Written request ::
The entries below contain pictures. Retype everything except those pictures, exactly as given.
Start Dataset excerpts
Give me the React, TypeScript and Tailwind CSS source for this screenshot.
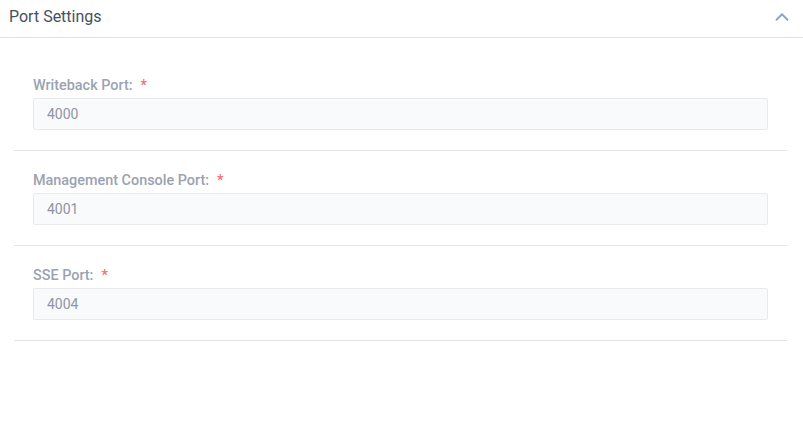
import { ChevronUp } from 'lucide-react';

interface PortField {
  label: string;
  value: string;
}

const fields: PortField[] = [
  { label: 'Writeback Port:', value: '4000' },
  { label: 'Management Console Port:', value: '4001' },
  { label: 'SSE Port:', value: '4004' },
];

const PortRow = ({ label, value }: PortField) => (
  <div className="px-[19px] pt-5 pb-5 border-b border-[#e3e4e7]">
    <label className="flex items-center h-5 text-[14.4px] font-medium text-[#9aa2b3]">
      {label}
      <span className="ml-[8px] text-[#f56c6c]">*</span>
    </label>
    <input
      readOnly
      value={value}
      className="mt-[2px] block w-full h-8 px-[13px] text-[14px] text-[#8e95a4] bg-[#f9fafb] border border-[#e9eaed] rounded-[2px] outline-none"
    />
  </div>
);

export default function App() {
  return (
    <div className="w-[803px] h-[437px] bg-white font-['Roboto',sans-serif]">
      <div className="h-[38px] flex items-start justify-between pl-[9px] pr-[10px] pt-[5px] border-b border-[#e0e1e4]">
        <h2 className="text-[16px] leading-6 text-[#46505f]">Port Settings</h2>
        <ChevronUp size={22} strokeWidth={2} className="text-[#8fa2bd] mt-[1px]" />
      </div>
      <div className="ml-[14px] mr-[16px] pt-[18px]">
        {fields.map(f => (
          <PortRow key={f.label} {...f} />
        ))}
      </div>
    </div>
  );
}
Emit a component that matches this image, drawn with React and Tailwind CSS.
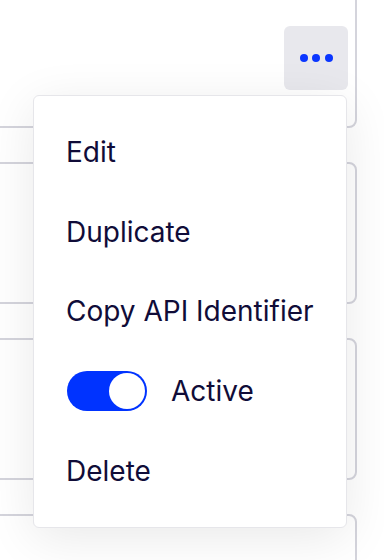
export default function App() {
  const cards = [0, 1, 2, 3];
  return (
    <div className="relative h-[560px] w-[384px] overflow-hidden bg-white font-['Inter',sans-serif]">
      <div className="-ml-[20px] -mt-[14px] flex w-[377px] flex-col gap-[34px]">
        {cards.map((i) => (
          <div
            key={i}
            className="flex h-[142px] items-start justify-end rounded-lg border-2 border-[#d4d4dc] bg-white pr-[7px] pt-[38px]"
          >
            {i === 0 && (
              <button className="flex h-[64px] w-[64px] items-center justify-center gap-[4.5px] rounded-md bg-[#e8e8ed]">
                <span className="h-[8px] w-[8px] rounded-full bg-[#0a36ff]" />
                <span className="h-[8px] w-[8px] rounded-full bg-[#0a36ff]" />
                <span className="h-[8px] w-[8px] rounded-full bg-[#0a36ff]" />
              </button>
            )}
          </div>
        ))}
      </div>
      <div className="absolute left-[33px] top-[95px] flex h-[433px] w-[314px] flex-col rounded-md border border-[#e6e6ea] bg-white py-4 text-[28px] leading-none text-[#100c38] shadow-[0_10px_50px_rgba(0,0,0,0.09)]">
        <div className="flex h-[80px] items-center px-[32px]">Edit</div>
        <div className="flex h-[80px] items-center px-[32px]">Duplicate</div>
        <div className="flex h-[80px] items-center px-[32px]">Copy API Identifier</div>
        <div className="flex h-[80px] items-center gap-[24px] px-[33px]">
          <div className="flex h-[40px] w-[80px] items-center justify-end rounded-full bg-[#0033ff] p-[2px]">
            <div className="h-[36px] w-[36px] rounded-full bg-white" />
          </div>
          <span>Active</span>
        </div>
        <div className="flex h-[80px] items-center px-[32px]">Delete</div>
      </div>
    </div>
  );
}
End Dataset excerpts
Result for this task ::
Give me the React, TypeScript and Tailwind CSS source for this screenshot.
import { ChevronUp } from 'lucide-react';

interface PortField {
  label: string;
  value: string;
}

const fields: PortField[] = [
  { label: 'Writeback Port:', value: '4000' },
  { label: 'Management Console Port:', value: '4001' },
  { label: 'SSE Port:', value: '4004' },
];

const PortRow = ({ label, value }: PortField) => (
  <div className="px-[19px] pt-5 pb-5 border-b border-[#e3e4e7]">
    <label className="flex items-center h-5 text-[14.4px] font-medium text-[#9aa2b3]">
      {label}
      <span className="ml-[8px] text-[#f56c6c]">*</span>
    </label>
    <input
      readOnly
      value={value}
      className="mt-[2px] block w-full h-8 px-[13px] text-[14px] text-[#8e95a4] bg-[#f9fafb] border border-[#e9eaed] rounded-[2px] outline-none"
    />
  </div>
);

export default function App() {
  return (
    <div className="w-[803px] h-[437px] bg-white font-['Roboto',sans-serif]">
      <div className="h-[38px] flex items-start justify-between pl-[9px] pr-[10px] pt-[5px] border-b border-[#e0e1e4]">
        <h2 className="text-[16px] leading-6 text-[#46505f]">Port Settings</h2>
        <ChevronUp size={22} strokeWidth={2} className="text-[#8fa2bd] mt-[1px]" />
      </div>
      <div className="ml-[14px] mr-[16px] pt-[18px]">
        {fields.map(f => (
          <PortRow key={f.label} {...f} />
        ))}
      </div>
    </div>
  );
}
Emit a component that matches this image, drawn with React and Tailwind CSS.
export default function App() {
  const cards = [0, 1, 2, 3];
  return (
    <div className="relative h-[560px] w-[384px] overflow-hidden bg-white font-['Inter',sans-serif]">
      <div className="-ml-[20px] -mt-[14px] flex w-[377px] flex-col gap-[34px]">
        {cards.map((i) => (
          <div
            key={i}
            className="flex h-[142px] items-start justify-end rounded-lg border-2 border-[#d4d4dc] bg-white pr-[7px] pt-[38px]"
          >
            {i === 0 && (
              <button className="flex h-[64px] w-[64px] items-center justify-center gap-[4.5px] rounded-md bg-[#e8e8ed]">
                <span className="h-[8px] w-[8px] rounded-full bg-[#0a36ff]" />
                <span className="h-[8px] w-[8px] rounded-full bg-[#0a36ff]" />
                <span className="h-[8px] w-[8px] rounded-full bg-[#0a36ff]" />
              </button>
            )}
          </div>
        ))}
      </div>
      <div className="absolute left-[33px] top-[95px] flex h-[433px] w-[314px] flex-col rounded-md border border-[#e6e6ea] bg-white py-4 text-[28px] leading-none text-[#100c38] shadow-[0_10px_50px_rgba(0,0,0,0.09)]">
        <div className="flex h-[80px] items-center px-[32px]">Edit</div>
        <div className="flex h-[80px] items-center px-[32px]">Duplicate</div>
        <div className="flex h-[80px] items-center px-[32px]">Copy API Identifier</div>
        <div className="flex h-[80px] items-center gap-[24px] px-[33px]">
          <div className="flex h-[40px] w-[80px] items-center justify-end rounded-full bg-[#0033ff] p-[2px]">
            <div className="h-[36px] w-[36px] rounded-full bg-white" />
          </div>
          <span>Active</span>
        </div>
        <div className="flex h-[80px] items-center px-[32px]">Delete</div>
      </div>
    </div>
  );
}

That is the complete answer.